FCStone, LLC, a Commodity Futures Trading Commission-registered futures commission merchant, agreed to pay a fine of US $140,000 for allegedly not having adequate procedures to address the transfer of positions between customers’ accounts and for training its personnel when such transfers might be authorized. According to the CFTC, in May 2013, on one day, FCStone transferred gold and silver positions from the personal account to the corporate account of a precious metals supplier located in the United Arab Emirates. FCStone made this transfer, claimed the Commission, because the two accounts were controlled by the same person and had the same large trader number. The two accounts, however, had different beneficial ownership and different tax identification numbers, said the CFTC. According to the CFTC, “before it was contacted by the Commission concerning the matters addressed in this Order, FCStone revised its written procedures concerning the transfer of positions between customers’ accounts and, on approximately May 15, 2013, on its own and without being prompted by the Commission, updated its Compliance Manual” to specify when transfers between customer accounts might occur. FCStone was charged by the CFTC with failure to supervise. Separately, FCStone Australia Pty Ltd agreed to pay Aus $130,000 (approximately US $102,000) to the Australian Securities and Investment Commission for various risk and financial rules’ infractions. In settling with FCStone, ASIC noted that “none of the misconduct resulted in … any actual detriment to FCStone’s Clients or other Market Participants. There was no loss to investors.”

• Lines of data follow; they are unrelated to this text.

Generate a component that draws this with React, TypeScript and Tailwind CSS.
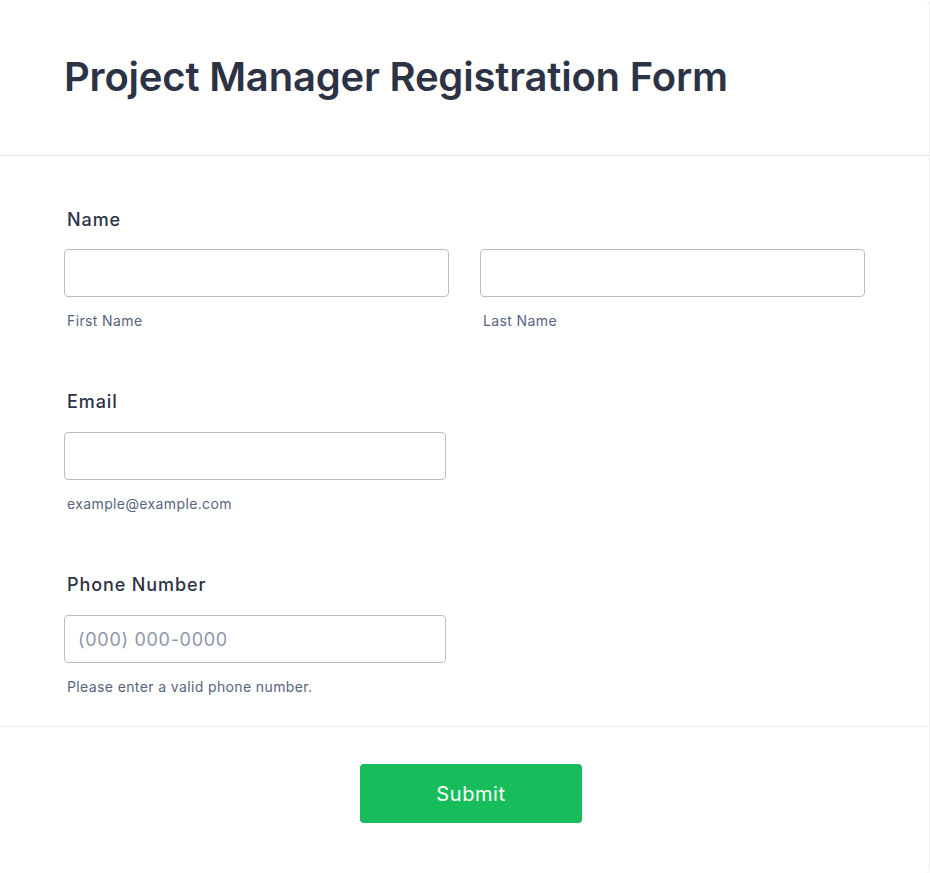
const font = { fontFamily: 'Inter, "Noto Sans", sans-serif' };

function Field({
  label,
  children,
  hint,
}: {
  label: string;
  children: React.ReactNode;
  hint?: string;
}) {
  return (
    <div className="flex flex-col">
      <label className="pl-[3px] text-[18px] leading-[24px] font-medium tracking-[0.9px] text-[#2c3345]">{label}</label>
      <div className="mt-[18px]">{children}</div>
      {hint && <span className="mt-[14px] pl-[3px] text-[14px] leading-[20px] tracking-[0.38px] text-[#57647e]">{hint}</span>}
    </div>
  );
}

function TextInput({ placeholder, className = '' }: { placeholder?: string; className?: string }) {
  return (
    <input
      type="text"
      placeholder={placeholder}
      className={`h-[48px] rounded-[4px] border border-[#b8bdc9] bg-white px-[13px] text-[18px] tracking-[0.7px] text-[#2c3345] placeholder:text-[#8f96a9] outline-none ${className}`}
    />
  );
}

export default function App() {
  return (
    <div className="min-h-[873px] bg-white" style={font}>
      <div className="min-h-[873px] w-[930px] rounded-[4px] border-r border-[#eceef2] bg-white">
        <div className="flex h-[156px] items-center border-b border-[#e3e5ea] px-16">
          <h1 className="pb-[2px] text-[40px] font-semibold tracking-[-0.2px] text-[#2c3345]">
            Project Manager Registration Form
          </h1>
        </div>

        <form className="flex flex-col gap-[59px] border-b border-[#e9ebef] px-16 pt-[52px] pb-[29px]">
          <div className="flex flex-col">
            <label className="pl-[3px] text-[18px] leading-[24px] font-medium tracking-[0.9px] text-[#2c3345]">Name</label>
            <div className="mt-[17px] flex gap-[31px]">
              <div className="flex w-[385px] flex-col">
                <TextInput className="w-full" />
                <span className="mt-[14px] pl-[3px] text-[14px] leading-[20px] tracking-[0.38px] text-[#57647e]">First Name</span>
              </div>
              <div className="flex w-[385px] flex-col">
                <TextInput className="w-full" />
                <span className="mt-[14px] pl-[3px] text-[14px] leading-[20px] tracking-[0.38px] text-[#57647e]">Last Name</span>
              </div>
            </div>
          </div>

          <Field label="Email" hint="example@example.com">
            <TextInput className="w-[382px]" />
          </Field>

          <Field label="Phone Number" hint="Please enter a valid phone number.">
            <TextInput className="w-[382px]" placeholder="(000) 000-0000" />
          </Field>
        </form>

        <div className="pt-[37px] pl-[360px]">
          <button
            type="button"
            className="h-[59px] w-[222px] rounded-[4px] bg-[#18bd5b] text-[20px] font-normal tracking-[0.6px] text-white"
          >
            Submit
          </button>
        </div>
      </div>
    </div>
  );
}
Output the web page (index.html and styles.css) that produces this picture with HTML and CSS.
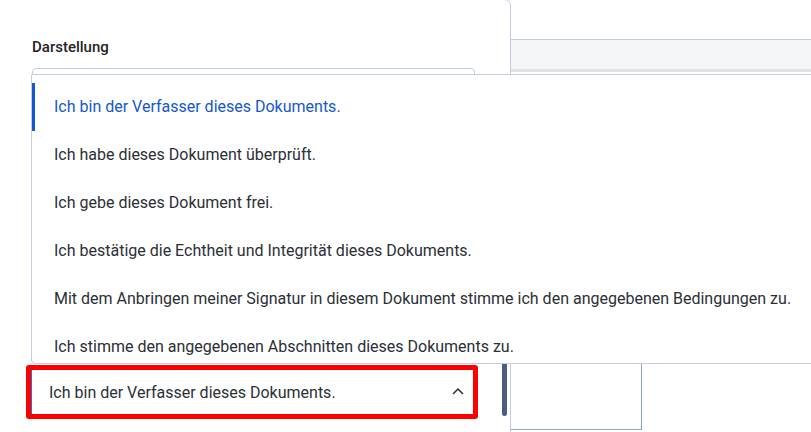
FILE: index.html
```html
<!DOCTYPE html>
<html lang="de">
<head>
    <meta charset="UTF-8">
    <meta name="viewport" content="width=device-width, initial-scale=1.0">
    <title>Signatur – Darstellung</title>
    <link rel="stylesheet" href="styles.css">
</head>
<body>
    <div class="page">
        <div class="panel">
            <label class="field-label">Darstellung</label>
            <div class="field"></div>

            <div class="select-wrap">
                <div class="select">
                    <span>Ich bin der Verfasser dieses Dokuments.</span>
                    <svg class="chevron" width="12" height="8" viewBox="0 0 12 8">
                        <path d="M1 7 L6 2 L11 7" fill="none" stroke="#2b2f36" stroke-width="1.5"/>
                    </svg>
                </div>
            </div>
            <div class="scroll-thumb"></div>
        </div>

        <div class="side">
            <div class="toolbar"></div>
            <div class="preview"></div>
        </div>

        <!-- Aufgeklappte Liste der Select-Optionen -->
        <ul class="options">
            <li class="option active">Ich bin der Verfasser dieses Dokuments.</li>
            <li class="option">Ich habe dieses Dokument überprüft.</li>
            <li class="option">Ich gebe dieses Dokument frei.</li>
            <li class="option">Ich bestätige die Echtheit und Integrität dieses Dokuments.</li>
            <li class="option">Mit dem Anbringen meiner Signatur in diesem Dokument stimme ich den angegebenen Bedingungen zu.</li>
            <li class="option">Ich stimme den angegebenen Abschnitten dieses Dokuments zu.</li>
        </ul>
    </div>
</body>
</html>
```

FILE: styles.css
```css
/* Styles généraux */
body {
    font-family: Roboto, "Liberation Sans", sans-serif;
    background-color: #ffffff;
    margin: 0;
    padding: 0;
    width: 811px;
    height: 432px;
    overflow: hidden;
}

.page {
    position: relative;
    display: flex;
    height: 432px;
}

/* Panneau de gauche */
.panel {
    position: relative;
    box-sizing: border-box;
    width: 512px;
    height: 440px;
    margin: -1px 0 0 -1px;
    padding: 37px 0 0 32px;
    border: 1px solid #c3cddf;
    border-radius: 0 7px 0 0;
    background-color: white;
}

.field-label {
    display: block;
    font-size: 15px;
    font-weight: 500;
    line-height: 20px;
    color: #1f2329;
}

.field {
    width: 443px;
    height: 44px;
    margin-top: 11px;
    box-sizing: border-box;
    border: 1px solid #c3cddf;
    border-radius: 4px;
}

.select-wrap {
    width: 452px;
    margin: 253px 0 0 -6px;
    box-sizing: border-box;
    border: 5px solid #ff0000;
    border-radius: 3px;
}

.select {
    display: flex;
    align-items: center;
    justify-content: space-between;
    height: 44px;
    padding: 0 9px 0 17px;
    border-left: 1px solid #2f6fd8;
    font-size: 16px;
    color: #2b2f36;
}

.chevron {
    margin-top: -2px;
}

.scroll-thumb {
    position: absolute;
    left: 502px;
    top: 300px;
    width: 5px;
    height: 116px;
    border-radius: 3px;
    background-color: #4a5e7e;
}

/* Partie droite */
.side {
    flex: 1;
    padding-top: 39px;
}

.toolbar {
    height: 29px;
    border-top: 1px solid #c3cddf;
    border-bottom: 3px solid #e2e3e4;
    background-color: #f4f5f7;
}

.preview {
    width: 130px;
    height: 117px;
    margin: 240px 0 0 -1px;
    border: 1px solid #8aa6c8;
    border-top: none;
}

/* Liste déroulante */
.options {
    position: absolute;
    left: 31px;
    top: 74px;
    box-sizing: border-box;
    width: 800px;
    height: 290px;
    margin: 0;
    padding: 8px 0 0;
    list-style: none;
    overflow: hidden;
    background-color: white;
    border: 1px solid #c3cddf;
    border-radius: 0 0 0 4px;
}

.option {
    height: 48px;
    line-height: 48px;
    padding-left: 22px;
    font-size: 16px;
    color: #2b2f36;
    white-space: nowrap;
}

.option.active {
    color: #1457d0;
    box-shadow: inset 3px 0 0 #1457d0;
}
```
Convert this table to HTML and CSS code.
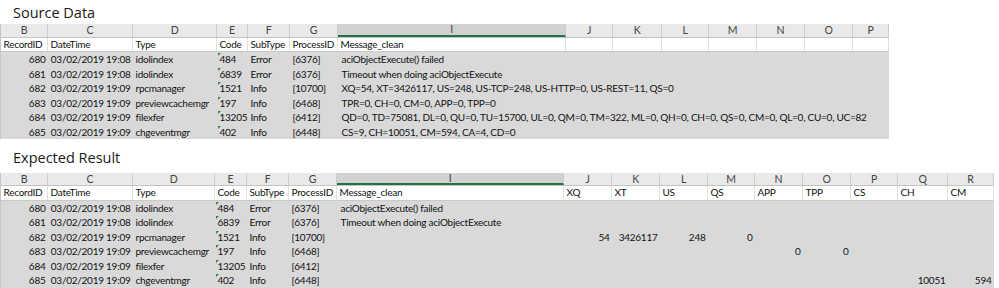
FILE: index.html
```html
<!DOCTYPE html>
<html>
<head>
<meta charset="utf-8">
<link rel="stylesheet" href="styles.css">
</head>
<body>
<div class="sheet">
  <div class="title first">Source Data</div>
  <div class="tbl src">
    <div class="row hdr">
      <div class="c">B</div><div class="c">C</div><div class="c">D</div><div class="c">E</div><div class="c">F</div><div class="c">G</div><div class="c sel">I</div><div class="c">J</div><div class="c">K</div><div class="c">L</div><div class="c">M</div><div class="c">N</div><div class="c">O</div><div class="c">P</div>
    </div>
    <div class="row fld">
      <div class="c">RecordID</div><div class="c">DateTime</div><div class="c">Type</div><div class="c">Code</div><div class="c">SubType</div><div class="c">ProcessID</div><div class="c">Message_clean</div><div class="c"></div><div class="c"></div><div class="c"></div><div class="c"></div><div class="c"></div><div class="c"></div><div class="c"></div>
    </div>
    <div class="row data">
      <div class="c r">680</div><div class="c r">03/02/2019 19:08</div><div class="c">idolindex</div><div class="c code">484</div><div class="c">Error</div><div class="c">[6376]</div><div class="c msg">aciObjectExecute() failed</div>
    </div>
    <div class="row data">
      <div class="c r">681</div><div class="c r">03/02/2019 19:08</div><div class="c">idolindex</div><div class="c code">6839</div><div class="c">Error</div><div class="c">[6376]</div><div class="c msg">Timeout when doing aciObjectExecute</div>
    </div>
    <div class="row data">
      <div class="c r">682</div><div class="c r">03/02/2019 19:09</div><div class="c">rpcmanager</div><div class="c code">1521</div><div class="c">Info</div><div class="c">[10700]</div><div class="c msg">XQ=54, XT=3426117, US=248, US-TCP=248, US-HTTP=0, US-REST=11, QS=0</div>
    </div>
    <div class="row data">
      <div class="c r">683</div><div class="c r">03/02/2019 19:09</div><div class="c">previewcachemgr</div><div class="c code">197</div><div class="c">Info</div><div class="c">[6468]</div><div class="c msg">TPR=0, CH=0, CM=0, APP=0, TPP=0</div>
    </div>
    <div class="row data">
      <div class="c r">684</div><div class="c r">03/02/2019 19:09</div><div class="c">filexfer</div><div class="c code">13205</div><div class="c">Info</div><div class="c">[6412]</div><div class="c msg">QD=0, TD=75081, DL=0, QU=0, TU=15700, UL=0, QM=0, TM=322, ML=0, QH=0, CH=0, QS=0, CM=0, QL=0, CU=0, UC=82</div>
    </div>
    <div class="row data">
      <div class="c r">685</div><div class="c r">03/02/2019 19:09</div><div class="c">chgeventmgr</div><div class="c code">402</div><div class="c">Info</div><div class="c">[6448]</div><div class="c msg">CS=9, CH=10051, CM=594, CA=4, CD=0</div>
    </div>
  </div>

  <div class="title second">Expected Result</div>
  <div class="tbl res">
    <div class="row hdr">
      <div class="c">B</div><div class="c">C</div><div class="c">D</div><div class="c">E</div><div class="c">F</div><div class="c">G</div><div class="c sel">I</div><div class="c">J</div><div class="c">K</div><div class="c">L</div><div class="c">M</div><div class="c">N</div><div class="c">O</div><div class="c">P</div><div class="c">Q</div><div class="c">R</div>
    </div>
    <div class="row fld">
      <div class="c">RecordID</div><div class="c">DateTime</div><div class="c">Type</div><div class="c">Code</div><div class="c">SubType</div><div class="c">ProcessID</div><div class="c">Message_clean</div><div class="c">XQ</div><div class="c">XT</div><div class="c">US</div><div class="c">QS</div><div class="c">APP</div><div class="c">TPP</div><div class="c">CS</div><div class="c">CH</div><div class="c">CM</div>
    </div>
    <div class="row data">
      <div class="c r">680</div><div class="c r">03/02/2019 19:08</div><div class="c">idolindex</div><div class="c code">484</div><div class="c">Error</div><div class="c">[6376]</div><div class="c msg">aciObjectExecute() failed</div>
    </div>
    <div class="row data">
      <div class="c r">681</div><div class="c r">03/02/2019 19:08</div><div class="c">idolindex</div><div class="c code">6839</div><div class="c">Error</div><div class="c">[6376]</div><div class="c msg">Timeout when doing aciObjectExecute</div>
    </div>
    <div class="row data">
      <div class="c r">682</div><div class="c r">03/02/2019 19:09</div><div class="c">rpcmanager</div><div class="c code">1521</div><div class="c">Info</div><div class="c">[10700]</div><div class="c msg"></div><div class="c r">54</div><div class="c r">3426117</div><div class="c r">248</div><div class="c r">0</div>
    </div>
    <div class="row data">
      <div class="c r">683</div><div class="c r">03/02/2019 19:09</div><div class="c">previewcachemgr</div><div class="c code">197</div><div class="c">Info</div><div class="c">[6468]</div><div class="c msg"></div><div class="c"></div><div class="c"></div><div class="c"></div><div class="c"></div><div class="c r">0</div><div class="c r">0</div>
    </div>
    <div class="row data">
      <div class="c r">684</div><div class="c r">03/02/2019 19:09</div><div class="c">filexfer</div><div class="c code">13205</div><div class="c">Info</div><div class="c">[6412]</div><div class="c msg"></div>
    </div>
    <div class="row data">
      <div class="c r">685</div><div class="c r">03/02/2019 19:09</div><div class="c">chgeventmgr</div><div class="c code">402</div><div class="c">Info</div><div class="c">[6448]</div><div class="c msg"></div><div class="c"></div><div class="c"></div><div class="c"></div><div class="c"></div><div class="c"></div><div class="c"></div><div class="c"></div><div class="c r">10051</div><div class="c r">594</div>
    </div>
  </div>
</div>
</body>
</html>
```

FILE: styles.css
```css
html, body {
  margin: 0;
  padding: 0;
  background: #ffffff;
}

.sheet {
  width: 999px;
  height: 288px;
  overflow: hidden;
  font-family: "Lato", "Liberation Sans", sans-serif;
  font-size: 10px;
  letter-spacing: -0.25px;
  color: #111;
}

.title {
  font-family: "Open Sans", "Liberation Sans", sans-serif;
  font-size: 14.5px;
  letter-spacing: 0;
  line-height: 23px;
  color: #1a1a1a;
  padding-left: 13px;
}

.title.first {
  padding-top: 1px;
  height: 23px;
}

.title.second {
  padding-top: 7px;
  height: 26.5px;
}

.tbl {
  border-left: 1px solid #c6c6c6;
  margin-left: 0;
}

.src {
  width: 888px;
}

.res {
  width: 993px;
}

.row {
  display: grid;
}

.src .row {
  grid-template-columns: 47px 85px 84px 31px 42px 48px 228px 47px 49px 47px 48px 48px 48px 36px;
}

.res .row {
  grid-template-columns: 47px 85px 82px 32px 42px 48px 227px 48px 48px 48px 47px 48px 48px 47px 50px 46px;
}

.c {
  position: relative;
  white-space: nowrap;
  padding: 0 2.5px;
  min-width: 0;
}

.c.r {
  text-align: right;
}

.hdr {
  height: 13.5px;
  background: #e9e9e9;
  border-bottom: 1px solid #c4c4c4;
  box-sizing: border-box;
}

.hdr .c {
  text-align: center;
  color: #444;
  font-size: 10.5px;
  line-height: 12.5px;
  border-right: 1px solid #cdcdcd;
  overflow: hidden;
}

.hdr .c.sel {
  background: #d2d2d2;
  border-bottom: 2px solid #217346;
  line-height: 11px;
}

.fld {
  height: 14.5px;
  background: #fff;
  border-bottom: 1px solid #c9c9c9;
  box-sizing: border-box;
}

.fld .c {
  line-height: 13.5px;
  border-right: 1px solid #e0e0e0;
  overflow: hidden;
}

.data {
  height: 14.5px;
  background: #d9d9d9;
}

.data .c {
  line-height: 13.5px;
  padding-top: 1px;
}

.data .c.msg {
  overflow: visible;
  padding-left: 3.5px;
}

.code::before {
  content: "";
  position: absolute;
  left: 1px;
  top: 1px;
  width: 0;
  height: 0;
  border-top: 3.5px solid #2f8a3f;
  border-right: 3.5px solid transparent;
}
```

Compliance Weeds: Brokers should have written policies governing post-trade transfers among accounts. In general, transfers among accounts with different beneficial owners or different tax identification numbers should be prohibited absent a bona fide error in the initial trade crediting. Requests for transfers by clients or third party entities (e.g., introducing brokers or trading advisers) should ordinarily be in writing and formally approved by a manager at the broker before a transfer is effectuated. Repetitive requests for transfers should be particularly reviewed to determine if there is a pattern of transferring winning or losing trades to particular customers. In 2007, the CFTC fined MF Global Inc. US $2 million for transferring positions between client accounts of Philadelphia Alternative Asset Management Company LLC, a commodity pool operator, among other offenses. The transfers, it turned out, were fraudulent (click here to access the CFTC Order).